Animal Behaviour
- Discipline: Ethology
- Language: English
- Edited by: L. Barrett, W.A. Searcy

Publication details
- Former name: The British Journal of Animal Behaviour
- History: 1953–present
- Publisher: Elsevier
- Impact factor: 2.844 (2020)

Standard abbreviations
- ISO 4: Anim.
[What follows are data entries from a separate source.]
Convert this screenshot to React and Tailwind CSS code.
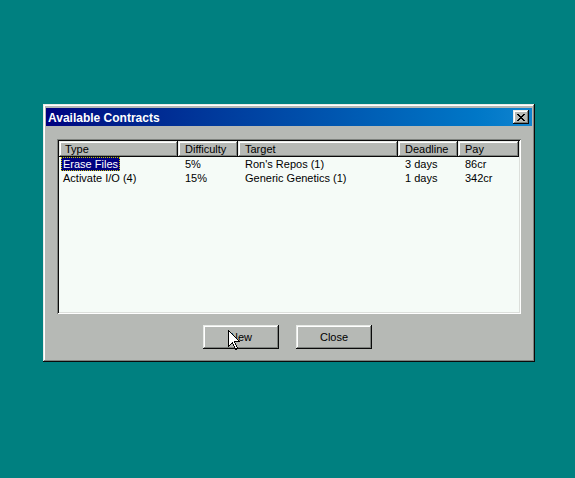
import React from 'react';

const raised = "shadow-[inset_-1px_-1px_#0a0a0a,inset_1px_1px_#e8ebe7,inset_-2px_-2px_#7e827e,inset_2px_2px_#ffffff]";
const sunken = "shadow-[inset_1px_1px_#7e827e,inset_-1px_-1px_#ffffff,inset_2px_2px_#0a0a0a,inset_-2px_-2px_#dcdfdb]";

const columns = [
  { label: "Type", w: "w-[119px]", pad: "pl-[6px]" },
  { label: "Difficulty", w: "w-[60px]", pad: "pl-[7px]" },
  { label: "Target", w: "w-[160px]", pad: "pl-[7px]" },
  { label: "Deadline", w: "w-[60px]", pad: "pl-[7px]" },
  { label: "Pay", w: "w-[61px]", pad: "pl-[7px]" },
];

const contracts = [
  ["Erase Files", "5%", "Ron's Repos (1)", "3 days", "86cr"],
  ["Activate I/O (4)", "15%", "Generic Genetics (1)", "1 days", "342cr"],
];

function Cursor() {
  return (
    <svg className="absolute left-[25px] top-[5px]" width="13" height="21" viewBox="0 0 13 21">
      <path d="M0.5 0.5 L0.5 16.5 L4.5 12.5 L7.5 19.5 L9.5 18.5 L6.5 11.5 L11.5 11.5 Z" fill="#ffffff" stroke="#000000" strokeWidth="1" shapeRendering="crispEdges" />
    </svg>
  );
}

export default function App() {
  return (
    <div className="w-[575px] h-[478px] bg-[#008080] pt-[104px] pl-[43px] font-['Liberation_Sans',Arial,sans-serif] text-[11px] text-black overflow-hidden">
      <div className={`w-[492px] h-[258px] bg-[#b6b9b5] pt-[4px] px-[3px] pb-[3px] flex flex-col ${raised}`}>
        {/* title bar */}
        <div className="h-[18px] flex items-center justify-between pl-[2px] pr-[3px] bg-gradient-to-r from-[#000080] to-[#1084d0]">
          <span className="text-white font-bold text-[12px] leading-none pt-[1px]">Available Contracts</span>
          <div className={`w-[16px] h-[14px] bg-[#b6b9b5] flex items-center justify-center ${raised}`}>
            <svg width="8" height="7" viewBox="0 0 8 7" shapeRendering="crispEdges">
              <path d="M0 0h2v1h-2zM6 0h2v1h-2zM1 1h2v1h-2zM5 1h2v1h-2zM2 2h4v1h-4zM3 3h2v1h-2zM2 4h4v1h-4zM1 5h2v1h-2zM5 5h2v1h-2zM0 6h2v1h-2zM6 6h2v1h-2z" fill="#000" />
            </svg>
          </div>
        </div>

        {/* list */}
        <div className={`ml-[11px] mt-[13px] w-[464px] h-[175px] bg-[#f5fbf7] p-[2px] ${sunken}`}>
          <div className="flex h-[16px]">
            {columns.map((c) => (
              <div key={c.label} className={`${c.w} ${c.pad} h-full bg-[#b6b9b5] flex items-center leading-none ${raised}`}>
                {c.label}
              </div>
            ))}
          </div>
          <div>
            {contracts.map((row, i) => (
              <div key={i} className="flex h-[14px] items-center leading-none">
                {row.map((cell, j) => (
                  <div key={j} className={`${columns[j].w} ${j === 0 ? "pl-[2px]" : "pl-[5px]"} h-[14px] flex items-center`}>
                    {i === 0 && j === 0 ? (
                      <span className="bg-[#000080] text-white px-[2px] h-[14px] flex items-center outline-1 outline-dotted outline-[#c8c800] -outline-offset-1">{cell}</span>
                    ) : (
                      <span className="px-[2px]">{cell}</span>
                    )}
                  </div>
                ))}
              </div>
            ))}
          </div>
        </div>

        {/* buttons */}
        <div className="flex gap-[17px] pl-[157px] mt-[11px]">
          <div className={`relative w-[76px] h-[24px] bg-[#b6b9b5] flex items-center justify-center ${raised}`}>
            New
            <Cursor />
          </div>
          <div className={`w-[76px] h-[24px] bg-[#b6b9b5] flex items-center justify-center ${raised}`}>
            Close
          </div>
        </div>
      </div>
    </div>
  );
}
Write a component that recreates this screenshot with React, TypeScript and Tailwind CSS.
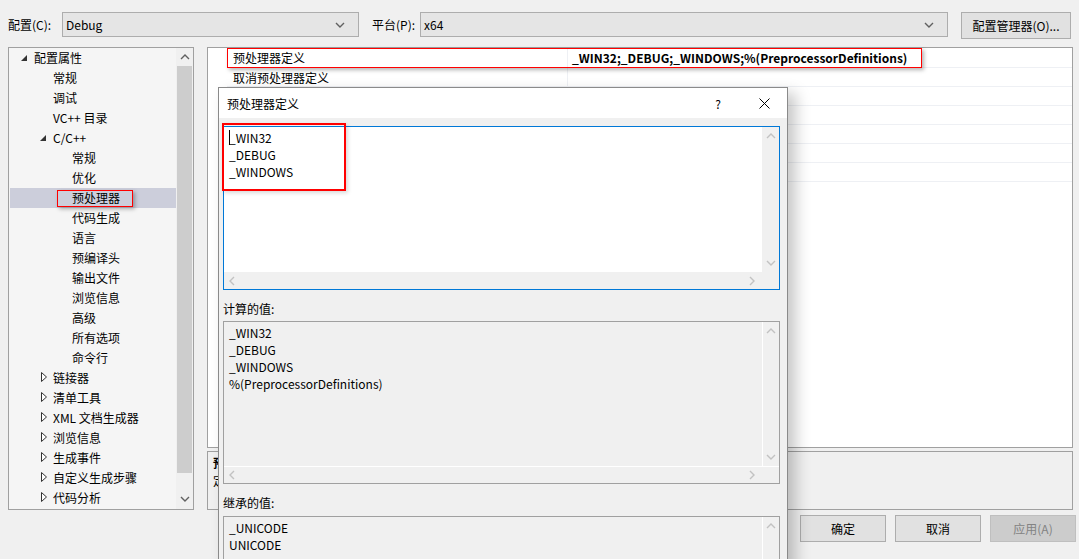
import React from "react";

type Item = { label: string; level: 0 | 1 | 2; arrow?: "open" | "closed"; selected?: boolean };

const tree: Item[] = [
  { label: "配置属性", level: 0, arrow: "open" },
  { label: "常规", level: 1 },
  { label: "调试", level: 1 },
  { label: "VC++ 目录", level: 1 },
  { label: "C/C++", level: 1, arrow: "open" },
  { label: "常规", level: 2 },
  { label: "优化", level: 2 },
  { label: "预处理器", level: 2, selected: true },
  { label: "代码生成", level: 2 },
  { label: "语言", level: 2 },
  { label: "预编译头", level: 2 },
  { label: "输出文件", level: 2 },
  { label: "浏览信息", level: 2 },
  { label: "高级", level: 2 },
  { label: "所有选项", level: 2 },
  { label: "命令行", level: 2 },
  { label: "链接器", level: 1, arrow: "closed" },
  { label: "清单工具", level: 1, arrow: "closed" },
  { label: "XML 文档生成器", level: 1, arrow: "closed" },
  { label: "浏览信息", level: 1, arrow: "closed" },
  { label: "生成事件", level: 1, arrow: "closed" },
  { label: "自定义生成步骤", level: 1, arrow: "closed" },
  { label: "代码分析", level: 1, arrow: "closed" },
];

const indent = { 0: "w-[10px]", 1: "w-[29px]", 2: "w-[48px]" };

// rows 3..7 sit under the dialog, so only the first two names show
const props = ["预处理器定义", "取消预处理器定义", "", "", "", "", ""];

function Chev({ dir, color = "#606060" }: { dir: "up" | "down" | "left" | "right"; color?: string }) {
  const vertical = dir === "up" || dir === "down";
  const pts =
    dir === "up" ? "1,5 5,1 9,5" : dir === "down" ? "1,1 5,5 9,1" : dir === "left" ? "5,1 1,5 5,9" : "1,1 5,5 1,9";
  return (
    <svg width={vertical ? 10 : 6} height={vertical ? 6 : 10} viewBox={vertical ? "0 0 10 6" : "0 0 6 10"}>
      <polyline points={pts} fill="none" stroke={color} strokeWidth="1.4" />
    </svg>
  );
}

function Combo({ value, width }: { value: string; width: string }) {
  return (
    <div className={`${width} h-[25px] bg-[#e5e5e5] border border-[#adadad] flex items-center justify-between pl-[3px] pr-[13px]`}>
      <span>{value}</span>
      <Chev dir="down" />
    </div>
  );
}

function Button({ children, disabled }: { children: React.ReactNode; disabled?: boolean }) {
  return (
    <div
      className={
        disabled
          ? "w-[86px] h-[27px] bg-[#cccccc] border border-[#bfbfbf] text-[#838383] flex items-center justify-center"
          : "w-[86px] h-[27px] bg-[#e1e1e1] border border-[#adadad] flex items-center justify-center"
      }
    >
      {children}
    </div>
  );
}

function Box({ lines, white, caret, height }: { lines: string[]; white?: boolean; caret?: boolean; height: string }) {
  return (
    <div
      className={`${height} flex flex-col shrink-0 border ${
        white ? "border-[#0078d7] bg-white" : "border-[#a0a0a0] bg-[#f0f0f0]"
      }`}
    >
      <div className="flex flex-1 min-h-0">
        <div className={`flex-1 pl-[5px] pt-[2px] leading-[17px] ${white ? "bg-white" : ""}`}>
          {lines.map((l, i) => (
            <div key={l} className="flex items-center">
              {caret && i === 0 && <span className="w-px h-[15px] bg-black -mr-px" />}
              <span>{l}</span>
            </div>
          ))}
        </div>
        <div
          className={`w-[17px] flex flex-col items-center justify-between py-[6px] bg-[#f0f0f0] ${
            white ? "" : "border-l border-white"
          }`}
        >
          <Chev dir="up" color="#c2c2c2" />
          <Chev dir="down" color="#c2c2c2" />
        </div>
      </div>
      <div className={`h-[17px] shrink-0 flex items-center justify-between pl-[5px] pr-[24px] bg-[#f0f0f0] ${white ? "" : "border-t border-white"}`}>
        <Chev dir="left" color="#c2c2c2" />
        <Chev dir="right" color="#c2c2c2" />
      </div>
    </div>
  );
}

export default function App() {
  return (
    <div className="relative w-[1079px] h-[559px] overflow-hidden bg-[#f0f0f0] text-[12px] text-black font-['Noto_Sans_CJK_SC',sans-serif] leading-[17px]">
      {/* top bar */}
      <div className="h-[39px] pt-[12px] pl-[8px] flex items-start">
        <div className="w-[54px] h-[25px] flex items-center">配置(C):</div>
        <Combo value="Debug" width="w-[297px]" />
        <div className="ml-[13px] w-[48px] h-[25px] flex items-center">平台(P):</div>
        <Combo value="x64" width="w-[528px]" />
        <div className="ml-[13px] w-[110px] h-[27px] bg-[#e1e1e1] border border-[#adadad] flex items-center justify-center">
          配置管理器(O)...
        </div>
      </div>

      {/* main */}
      <div className="h-[471px] pt-[8px] pl-[8px] flex gap-[13px]">
        <div className="w-[186px] h-[463px] border border-[#a0a0a0] bg-[#f5f5f5] flex">
          <div className="flex-1 -mt-px">
            {tree.map((it, i) => (
              <div key={i} className="relative h-[20px] flex items-center">
                {it.selected && (
                  <>
                    <div className="absolute top-px bottom-[-1px] left-px right-0 bg-[#cccedb]" />
                    <div className="absolute z-10 left-[48px] top-[3px] w-[76px] h-[17px] border border-[#ff0000] shadow-[2px_2px_4px_rgba(0,0,0,0.3)]" />
                  </>
                )}
                <div className={`${indent[it.level]} shrink-0`} />
                <div className="relative w-[15px] h-[20px] shrink-0 flex items-center">
                  {it.arrow === "open" && (
                    <svg width="6" height="6" viewBox="0 0 6 6" className="ml-[2px] mt-[1px]">
                      <polygon points="6,0 6,6 0,6" fill="#333" />
                    </svg>
                  )}
                  {it.arrow === "closed" && (
                    <svg width="6" height="10" viewBox="0 0 6 10" className="ml-[3px]">
                      <polygon points="0.5,0.5 5.5,5 0.5,9.5" fill="#fff" stroke="#333" strokeWidth="1" />
                    </svg>
                  )}
                </div>
                <span className="relative whitespace-nowrap">{it.label}</span>
              </div>
            ))}
          </div>
          <div className="w-[17px] bg-[#f0f0f0] flex flex-col items-center">
            <div className="h-[18px] flex items-center">
              <Chev dir="up" />
            </div>
            <div className="w-[15px] h-[407px] bg-[#cdcdcd]" />
            <div className="flex-1 flex items-end pb-[7px]">
              <Chev dir="down" />
            </div>
          </div>
        </div>

        <div className="w-[866px] flex flex-col gap-[3px]">
          <div className="h-[401px] border border-[#a0a0a0] bg-white pl-[19px]">
            {props.map((p, i) => (
              <div key={i} className={`relative flex border-b border-[#eef0f4] ${i === 0 ? "h-[20px]" : "h-[19px]"}`}>
                <div className="w-[341px] border-r border-[#eef0f4] pl-[6px] flex items-center whitespace-nowrap">{p}</div>
                <div className="flex-1 pl-[4px] flex items-center font-bold whitespace-nowrap">
                  {i === 0 ? "_WIN32;_DEBUG;_WINDOWS;%(PreprocessorDefinitions)" : ""}
                </div>
                {i === 0 && (
                  <div className="absolute z-10 left-0 top-0 w-[695px] h-[20px] border border-[#ff0000] shadow-[2px_2px_4px_rgba(0,0,0,0.3)]" />
                )}
              </div>
            ))}
          </div>
          <div className="h-[59px] border border-[#a0a0a0] bg-[#f0f0f0] pl-[5px] pt-[2px] leading-[18px]">
            <div className="font-bold">预处理器定义</div>
            <div>定义源文件的预处理符号。</div>
          </div>
        </div>
      </div>

      {/* buttons */}
      <div className="pt-[5px] pr-[3px] flex justify-end gap-[9px]">
        <Button>确定</Button>
        <Button>取消</Button>
        <Button disabled>应用(A)</Button>
      </div>

      {/* dialog */}
      <div className="absolute z-20 left-[218px] top-[87px] w-[570px] h-[490px] border border-[#8a8a8a] bg-[#f0f0f0] shadow-[8px_6px_14px_rgba(0,0,0,0.22)] flex flex-col">
        <div className="h-[30px] bg-white flex items-center pl-[8px] shrink-0">
          <span className="flex-1">预处理器定义</span>
          <span className="w-[20px] text-center">?</span>
          <div className="w-[46px] flex justify-center ml-[13px]">
            <svg width="11" height="11" viewBox="0 0 11 11">
              <path d="M0.5 0.5 L10.5 10.5 M10.5 0.5 L0.5 10.5" stroke="#000" strokeWidth="1" />
            </svg>
          </div>
        </div>
        <div className="flex-1 pl-[4px] pr-[7px] pt-[8px] flex flex-col">
          <div className="relative">
            <Box lines={["_WIN32", "_DEBUG", "_WINDOWS"]} white caret height="h-[164px]" />
            <div className="absolute z-10 -left-px -top-[3px] w-[124px] h-[68px] border-2 border-[#ff0000] shadow-[2px_2px_4px_rgba(0,0,0,0.15)]" />
          </div>
          <div className="h-[31px] pt-[10px] shrink-0">计算的值:</div>
          <Box lines={["_WIN32", "_DEBUG", "_WINDOWS", "%(PreprocessorDefinitions)"]} height="h-[163px]" />
          <div className="h-[32px] pt-[10px] shrink-0">继承的值:</div>
          <Box lines={["_UNICODE", "UNICODE"]} height="h-[120px]" />
        </div>
      </div>
    </div>
  );
}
Behav.

Indexing
- CODEN: ANBEA8
- ISSN: 0003-3472 (print) 1095-8282 (web)
- LCCN: 56002267
- OCLC no.: 04699737

Links
- Journal homepage; Online access; Online archive of The British Journal of Animal Behaviour;

= Animal Behaviour (journal) =

Animal Behaviour is a double-blind peer-reviewed scientific journal established in 1953 as The British Journal of Animal Behaviour, before obtaining its current title in 1958. It is published monthly by Elsevier for the Association for the Study of Animal Behaviour in collaboration with the Animal Behavior Society. It covers all aspects of ethology, including behavioural ecology, evolution of behaviour, sociobiology, ethology, behavioural physiology, population biology, and navigation and migration.

== Abstracting and indexing ==
The journal is abstracted and indexed in EMBiology, Scopus, and the Science Citation Index. According to the Journal Citation Reports, the journal has a 2020 impact factor of 2.844.